The air chief said he would not help out the Pakistanis by releasing information about Indian losses in Sindoor. Ummm! So he thinks the Americans won’t give it to GHQ, Rawalpindi? And then he wondered if there was even a single photo evidence of a downed IAF aircraft, when actually there is –hasn’t he seen the Rafale debris video from a Bhatinda native — it is there, available on the internet. In the day of mobile telephony it is always better to say nothing, than to open your mouth and get immediately refuted.

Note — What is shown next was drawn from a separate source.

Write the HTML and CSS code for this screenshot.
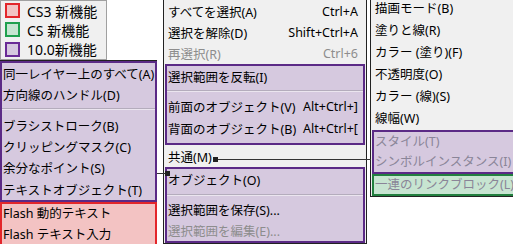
FILE: index.html
```html
<!DOCTYPE html>
<html lang="ja">
<head>
  <meta charset="UTF-8" />
  <title>選択メニュー 新機能</title>
  <link rel="stylesheet" href="styles.css">
</head>
<body>
  <div class="canvas">
    <div class="side">
      <div class="legend">
        <div class="legend-item"><span class="swatch swatch-cs3"></span>CS3 新機能</div>
        <div class="legend-item"><span class="swatch swatch-cs"></span>CS 新機能</div>
        <div class="legend-item"><span class="swatch swatch-v10"></span>10.0新機能</div>
      </div>

      <div class="menu menu-left">
        <div class="group group-v10">
          <div class="item">同一レイヤー上のすべて(A)</div>
          <div class="item">方向線のハンドル(D)</div>
          <div class="sep"></div>
          <div class="item">ブラシストローク(B)</div>
          <div class="item">クリッピングマスク(C)</div>
          <div class="item">余分なポイント(S)</div>
          <div class="item">テキストオブジェクト(T)</div>
        </div>
        <div class="group group-cs3">
          <div class="item">Flash 動的テキスト</div>
          <div class="item">Flash テキスト入力</div>
        </div>
      </div>
    </div>

    <div class="menu menu-mid">
      <div class="item"><span>すべてを選択(A)</span><span>Ctrl+A</span></div>
      <div class="item"><span>選択を解除(D)</span><span>Shift+Ctrl+A</span></div>
      <div class="item disabled"><span>再選択(R)</span><span>Ctrl+6</span></div>
      <div class="group group-v10 box-top">
        <div class="item">選択範囲を反転(I)</div>
        <div class="sep"></div>
        <div class="item"><span>前面のオブジェクト(V)</span><span>Alt+Ctrl+]</span></div>
        <div class="item"><span>背面のオブジェクト(B)</span><span>Alt+Ctrl+[</span></div>
      </div>
      <div class="item item-common">共通(M)</div>
      <div class="group group-v10 box-bottom">
        <div class="item">オブジェクト(O)</div>
        <div class="sep"></div>
        <div class="item">選択範囲を保存(S)...</div>
        <div class="item disabled">選択範囲を編集(E)...</div>
      </div>
    </div>

    <div class="menu menu-right">
      <div class="item">描画モード(B)</div>
      <div class="item">塗りと線(R)</div>
      <div class="item">カラー (塗り)(F)</div>
      <div class="item">不透明度(O)</div>
      <div class="item">カラー (線)(S)</div>
      <div class="item">線幅(W)</div>
      <div class="group group-v10 box-style">
        <div class="item muted">スタイル(T)</div>
        <div class="item muted">シンボルインスタンス(I)</div>
      </div>
      <div class="group group-cs box-link">
        <div class="item muted">一連のリンクブロック(L)</div>
      </div>
    </div>

    <!-- 連結線 -->
    <div class="link link-common"></div>
    <div class="knob knob-common"></div>
    <div class="link link-object"></div>
    <div class="knob knob-object"></div>
  </div>
</body>
</html>
```

FILE: styles.css
```css
* {
  box-sizing: border-box;
}

body {
  margin: 0;
  background: #fff;
  font-family: "Noto Sans", "Noto Sans CJK JP", sans-serif;
  font-size: 12.5px;
  color: #000;
}

.canvas {
  position: relative;
  display: flex;
  width: 513px;
  height: 244px;
  overflow: hidden;
}

.side {
  width: 157px;
  flex-shrink: 0;
  display: flex;
  flex-direction: column;
}

/* 凡例 */
.legend {
  width: 107px;
  height: 60px;
  border: 1px solid #a0a0a0;
  background: #f0f0f0;
  padding-left: 4px;
  font-size: 14px;
}

.legend-item {
  display: flex;
  align-items: center;
  gap: 7px;
  height: 19.3px;
  white-space: nowrap;
}

.swatch {
  width: 15px;
  height: 15px;
  border: 2px solid;
}

.swatch-cs3 { background: #f2c4c4; border-color: #e3262b; }
.swatch-cs  { background: #c7e5d1; border-color: #20a04e; }
.swatch-v10 { background: #d6c9df; border-color: #6a2c96; }

/* メニュー共通 */
.menu {
  background: #f0f0f0;
}

.item {
  display: flex;
  align-items: center;
  justify-content: space-between;
  height: 21px;
  padding: 0 7px 0 3px;
  white-space: nowrap;
}

.disabled {
  color: #8d8d8d;
}

.muted {
  color: #8a8598;
}

.group {
  border: 2px solid;
}

.group .item {
  padding: 0 5px 0 1px;
}

.group-v10 { background: #d6c9df; border-color: #5b2a86; }
.group-cs3 { background: #f3c3c3; border-color: #e3262b; }
.group-cs  { background: #c7e5d1; border-color: #22803f; }

.sep {
  height: 2px;
  margin: 3px 0;
  border-top: 1px solid #b4acbc;
  border-bottom: 1px solid #ebe5ef;
}

/* 左メニュー */
.menu-left {
  border-top: 1px solid #222;
  background: #fff;
}

.menu-left .item {
  height: 21.3px;
}

.menu-left .sep {
  margin: 3px 0 4px;
}

.menu-left .group-cs3 .item {
  height: 21px;
  padding-bottom: 3px;
}

/* 中央メニュー */
.menu-mid {
  width: 204px;
  height: 244px;
  flex-shrink: 0;
  margin-left: 6px;
  padding: 1px 1px 0;
  border: 1px solid #222;
  border-top: none;
}

.box-top {
  padding-bottom: 4px;
}

.box-top .item {
  height: 22px;
}

.box-top .item:first-child {
  height: 21px;
}

.item-common {
  height: 22px;
  padding-top: 1px;
}

.box-bottom {
  padding-top: 1px;
}

.box-bottom .item:first-child {
  padding-bottom: 2px;
}

/* 右メニュー */
.menu-right {
  flex: 1;
  height: 201px;
  margin-top: -4px;
  margin-left: 3px;
  padding-left: 1px;
  border-left: 1px solid #222;
  border-bottom: 1px solid #222;
}

.menu-right .item {
  height: 22px;
}

.box-style {
  margin-top: 2px;
  border-right: none;
}

.menu-right .box-style .item:first-child {
  height: 16px;
}

.menu-right .box-style .item:last-child {
  height: 24px;
}

.box-link {
  border-right: none;
}

.menu-right .box-link .item {
  height: 18px;
  padding-bottom: 4px;
}

/* 連結線 */
.link {
  position: absolute;
  height: 1px;
  background: #333;
}

.knob {
  position: absolute;
  width: 5px;
  height: 5px;
  background: #222;
}

.link-common {
  left: 217px;
  top: 159px;
  width: 154px;
}

.knob-common {
  left: 213px;
  top: 157px;
}

.link-object {
  left: 157px;
  top: 173px;
  width: 9px;
}

.knob-object {
  left: 165px;
  top: 171px;
}
```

AP Singh’s boast of a 300 km deep “kill” within Pakistan and of radar suppression is, however, more believable — but some evidence will be helpful, if only to inspire confidence that when the Indian military brass speak, they are not always serving up dollops of “khyali pulao”! And when thrown a dolly about declining squadron strength, the IAF chief promptly talked of 114 more Rafale, what else! Yea, the same Rafale, whose high-value Spectra avionics and electronic warfare suit laid such a big egg in Sindoor. The same Rafale whose source codes are unavailable, so DRDO is unable to retroactively mesh Indian missiles with its fire control system. So, a fleet of this frightfully expensive and intrinsically flawed aircraft is going to go up against the Chinese Air Force? Good Luck!